The last 12 months has seen improved general liability insurance rates and capacity from a carrier standpoint for firms engaged in the construction industry.
On average, the rate reductions have been anywhere from 10 percent to 20 percent over the prior year programs.
Furthermore, there are more insurance carriers actively quoting and placing coverage for construction related companies than in previous years.
The fact that rates are decreasing and competition is increasing does not mean the overall insurance product being delivered is providing the broadest coverage available for contractors.
Over the last 12 months carriers have offered renewal terms and/or policy premiums that are an improvement over an expiring program, but still have many of the coverage exclusions and conditions that can cause problems for a contractor down the road in the event of a claim.
The following exclusions and conditions are up for negotiation if a company's policy is adequately marketed:
Subsidence: Subsidence exclusion for a builder or contractor can be very dangerous and broad in the event of a claim. This exclusion will preclude coverage for a property damage related claim that is a result of settling and/or movement of land.
Generally, most contracting insurance markets will automatically exclude subsidence and, if not negotiating up front, this exclusion can prove to be devastating in the event of a subsidence claim down the road. The good news is the market is opening up to the point that competition is creating a situation whereby carriers must remove this exclusion to remain competitive.
Prior-works Exclusion: The prior-works exclusion included in most general liability can be very dangerous and change the coverage trigger of a general liability policy tremendously.
This, in our opinion, is an exceedingly onerous exclusion and can create major gaps in coverage if not removed. Basically, this exclusion will limit any coverage for work that occurred prior to the inception date of a given policy. As many well know, a construction related claim could occur over time and across multiple policy periods.
With this exclusion, a contractor is basically eliminating coverage for a claim that was a result of a past project, but is continuous and progressive over time. If negotiated and leveraged correctly, an insurance broker can effectively negotiate this exclusion out and broaden an insured's overall general liability insurance program.
Self-insured retention/deductible: Self-insured retentions or deductibles can be negotiated and reduced to a lower amount under current market conditions. Two to three years ago high self-insured retentions and deductibles were the norm. Now, as the competition grows it is important to evaluate and negotiate this issue associated with the policy to minimize the overall risk. In some situations, a contractor can reduce its self-insured retention/deductible upwards of 50 percent without significantly impacting premium.

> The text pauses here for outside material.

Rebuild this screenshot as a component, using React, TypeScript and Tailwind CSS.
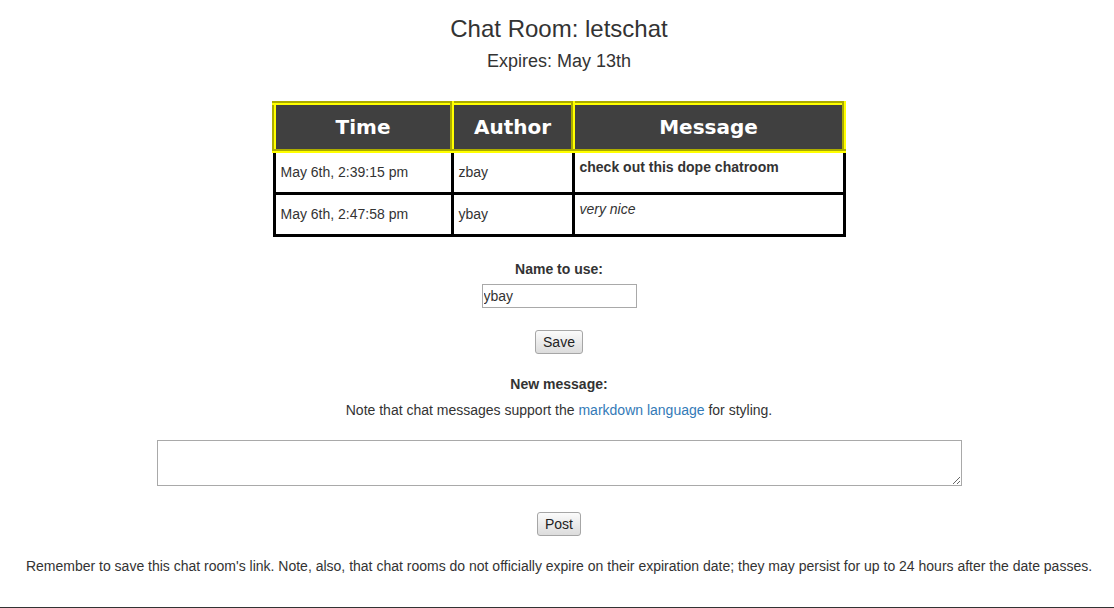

Minimum earned/minimum and deposit endorsements: Many general liability policies contain minimum premium related endorsements that limit the amount an insured can receive back in premium, in a cancellation or final audit event.
Again, the market is competitive enough to negotiate more favorable terms related to minimum earned premiums. An example would include reducing or eliminating a minimum premium requirement in the event of a final audit that was less than estimated. This means that if revenue and/or payroll were underestimated at policy inception, premium will be returned at final audit.
There are many other endorsements and coverages to evaluate, but keep in mind that now more than ever it is possible to remove and/or amend endorsements to more effectively cover a contractor's operation. While it may not result in successful removal of certain exclusions and conditions, now is the time to start negotiating and implementing policies that better cover overall exposure.
It is important at this point in time to evaluate many different options and create a program that maximizes coverage because it can be very dangerous to focus only on price. The premium alone should not be the deciding factor in evaluating a general liability insurance option.